Recent revelations highlight the UK’s failure to manage its own plastic waste, with a loophole allowing more than 600,000 tonnes to be exported each year.
In just two years, 21 recycling and processing plants have closed in the UK, costing the country a potential £2 billion industry and 5,000 jobs. Facilities such as Biffa’s Sunderland site and Viridor’s Avonmouth, Skelmersdale and Rochester plants shut due to cheap virgin and imported plastics undercutting domestic recycling, alongside the continued incentive to export rather than recycle at home.
Emma Reynolds MP
Successive governments have promised action on plastic waste exports since 2019 but failed to deliver. The Environment, Food and Rural Affairs Committee (EFRA) has previously urged the UK government to ban plastic waste exports by 2027, alongside reducing plastic use, boosting recycling and building a circular economy, but calls were rejected in early 2023.

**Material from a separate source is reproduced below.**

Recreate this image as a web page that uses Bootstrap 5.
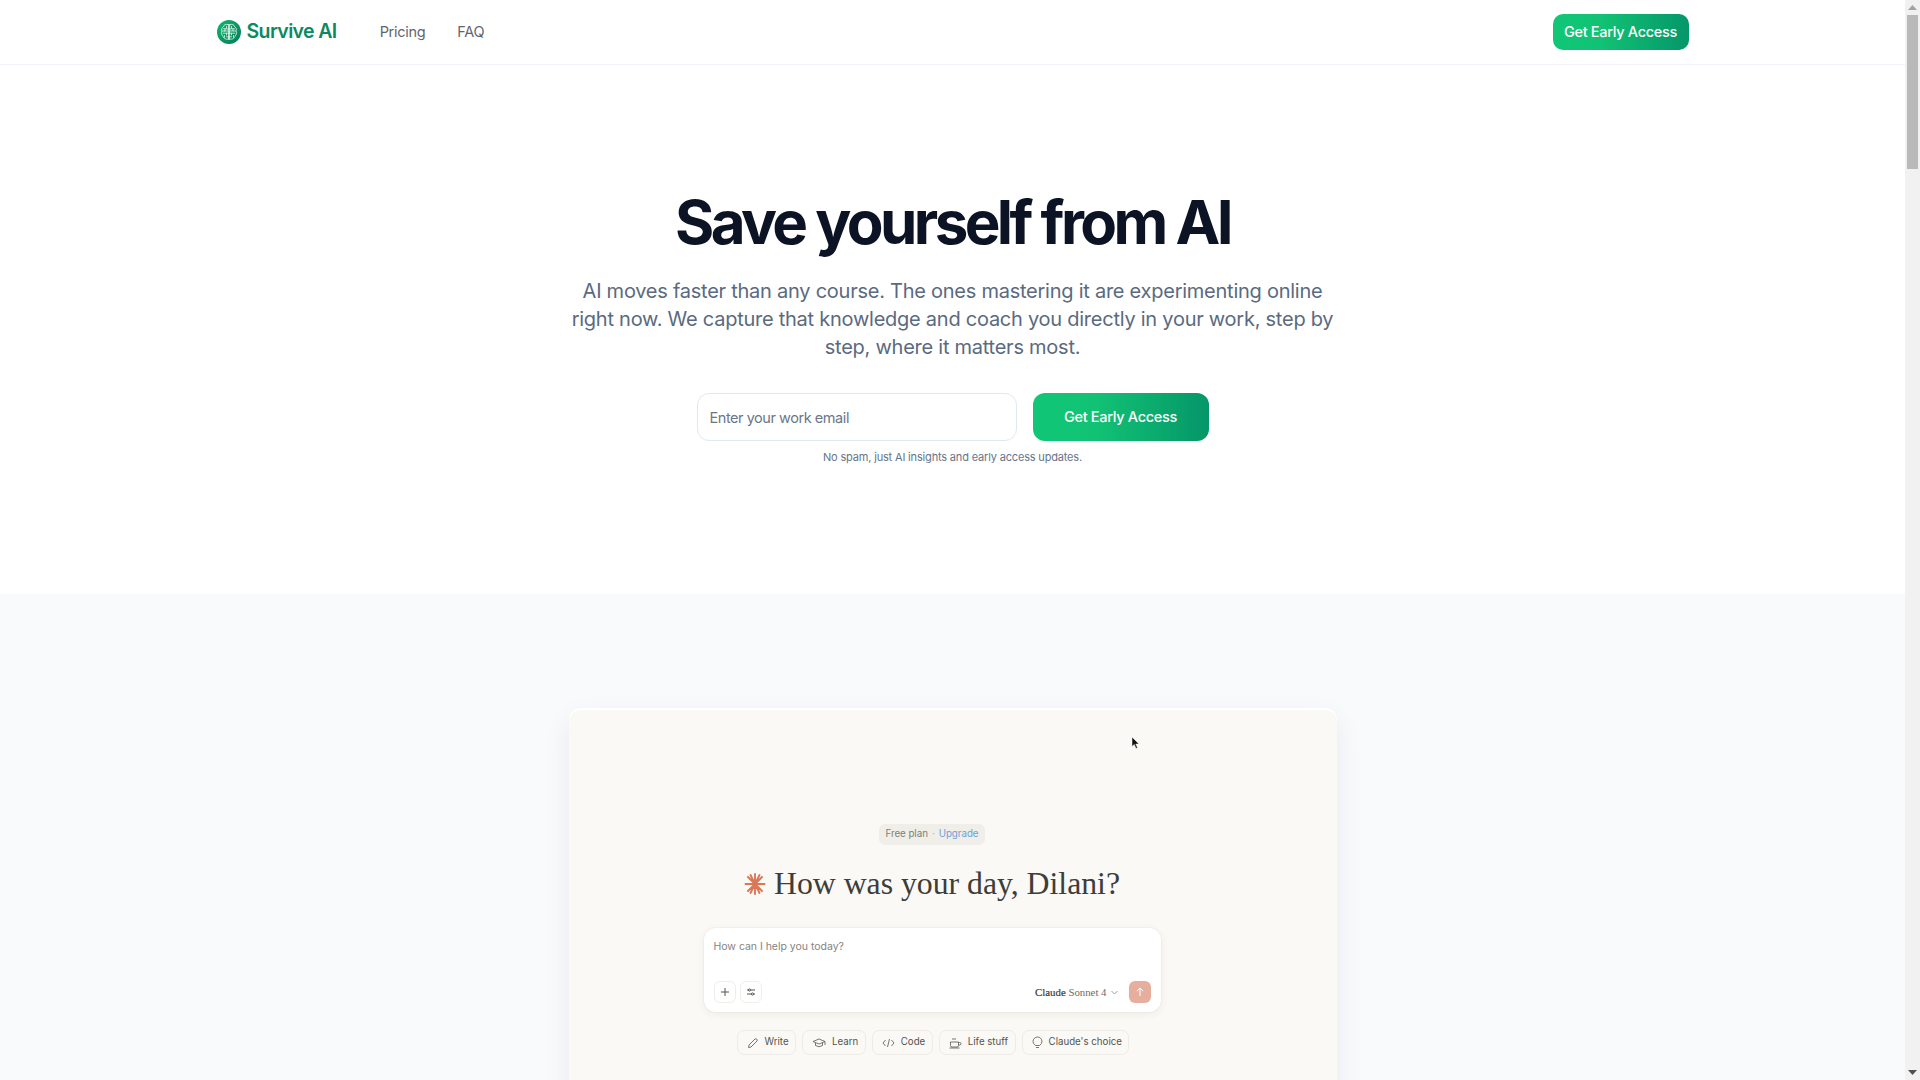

The current Labour Government has committed to a circular economy strategy but has not yet proposed a plastic waste export ban as part of that vision. We now have a critical window to hold the Government accountable and demand real action.
A joint letter from EIA and supported by 53 allied NGOs was yesterday (23 October) sent to Emma Reynolds MP, Secretary of State for the UK Department of Environment, Food and Rural Affairs (DEFRA), calling for the implementation of a comprehensive, phased-in ban on UK plastic waste exports to both non-OECD and OECD countries while ensuring the UK takes full responsibility for managing and recycling its own plastic waste domestically.
This is not just a domestic issue, it’s about showing global leadership.
The UK has pledged to reduce plastic production and eliminate harmful plastics during negotiations for a Global Plastic Treaty, yet commitments on the plastic waste trade have not formed part of the picture.
A full plastic waste exports ban would help show that the UK is serious about committing to a more sustainable and just circular economy for plastics, providing reassurance that these are not just paper promises.
Other nations are already moving – the EU has effectively banned exports to non-OECD countries while countries such as Thailand and Indonesia have shut their doors to imported plastic waste.
It’s time for the UK to catch up and lead by example.